The phrase "headed by himself" (biriyāsatihi) is the satirical core. A genuine fact‑finding committee should be independent; this one is led by the very person being investigated. The absurdity is deliberate: the mayor is judging himself.
2. The committee members: notables, headmaster, lawyer
The three members represent the village's "respectable" class – a traditional notable, an educator, and a lawyer. None are independent; all are part of the local elite that benefits from the mayor's policies. The satire mocks how autocrats co‑opt civil society figures to give their inquiries a veneer of legitimacy.
3. "Unfortunate events" (al‑aḥdāth al‑mu'assifa)
The official euphemism for the uprising. "Unfortunate events" is the classic bureaucratic phrase used by regimes to downplay protests. The text ironizes the sanitizing language of power.
4. "Dozens of injuries, burning of crops, theft of harvest, disappearance of livestock"
The scale of damage is specific: crops burned, guavas and oranges stolen (cash crops), fifty-plus cows and buffaloes, hundreds of goats and sheep missing. The detail grounds the satire in rural reality – these are not abstract losses but the material base of peasant life.
5. "Ayman Masoud... in a post on the Sawt Shablanga group"
The opposition voice returns. Ayman Masoud (the beaten admin of the Facebook group) now acts as a political analyst and human rights advocate. The shift from victim to critic mirrors the radicalization of digital activists under repression.
6. "Alliance with wealthy notables – landowners and irrigation pump owners"
The mayor's class base is explicit: he protects those who own land and water (the pumps). The poor peasants are crushed. This is a critique of rural capitalism and clientelism.
7. "Hamida's suspicious relations with the gangs of Ibrahim Al-A'raj and Hanafi Takhtoukh"
The recurring criminal characters return. Hamida (the mayor's son) is tied to the drug lord and the thug leader – the informal repressive arm of the regime. The theft of livestock is not random looting; it is the criminalization of state power.
8. "He explicitly accused them of stealing the livestock"
The explicit accusation (bi‑aṣābiʿihi, "pointed his fingers") shows Ayman Masoud's courage. Naming names, especially the mayor's son, is a death wish in an authoritarian context. The satire underscores the risk of digital dissent.
9. "Doubts about the seriousness of the investigation... calls for an international committee"
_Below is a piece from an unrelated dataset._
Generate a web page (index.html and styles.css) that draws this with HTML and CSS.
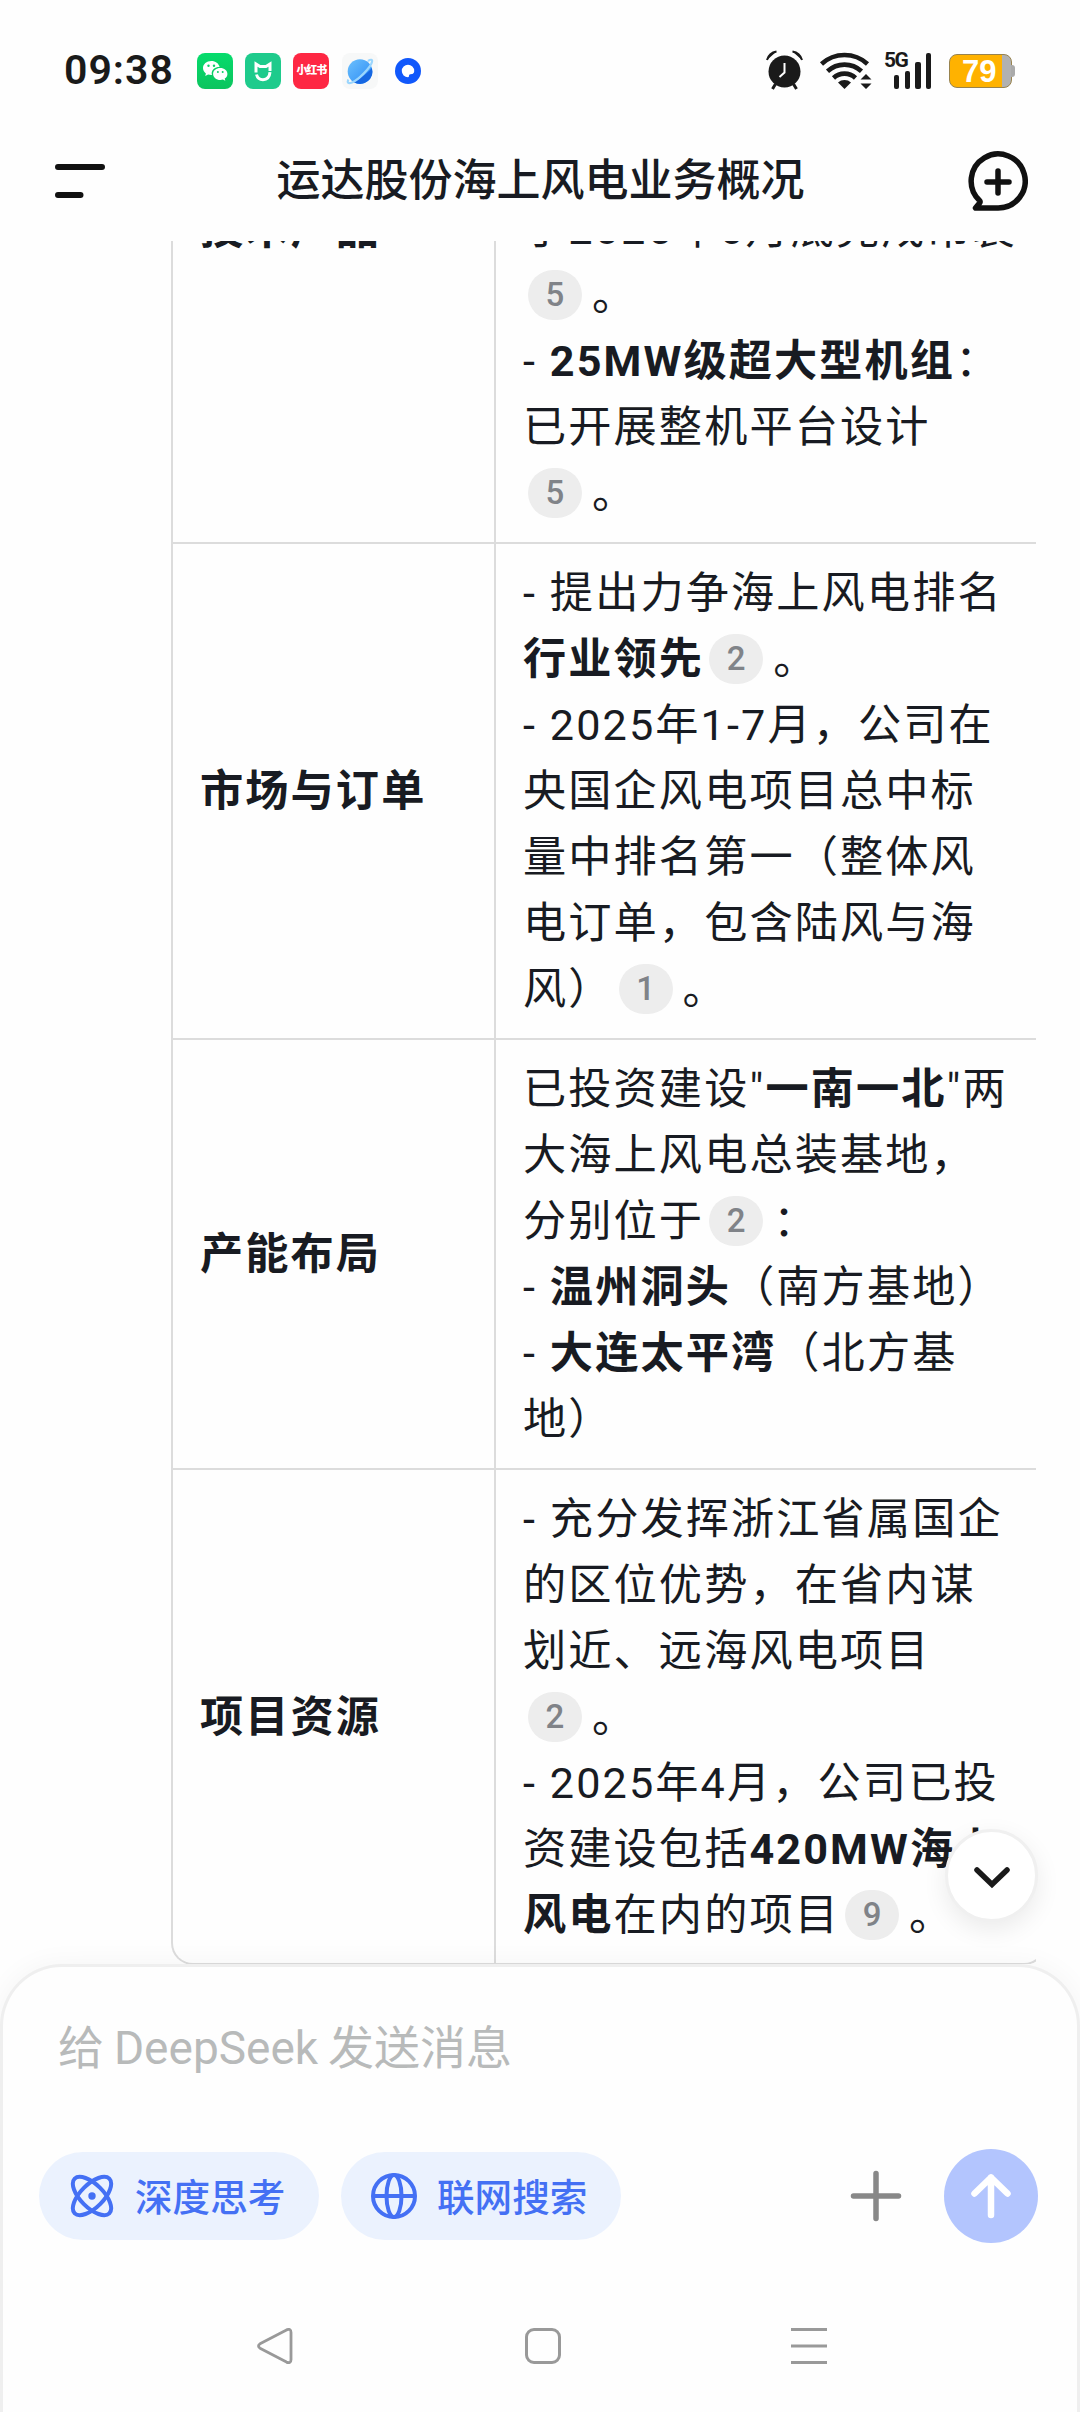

The opposition's demand for a UN‑led inquiry (with Human Rights Watch and "respected international figures") parodies real‑world appeals for outside intervention. The satire: even a village opposition knows that the local committee is a sham.
10. "Detained in the basement of the Mayor's Courtyard... systematic physical and psychological torture"
The basement (sirdāb) reappears as the regime's black site. The description of "systematic physical and psychological torture" echoes real‑world reports about Egyptian detention centers. The satire is deadly serious: fiction documents fact.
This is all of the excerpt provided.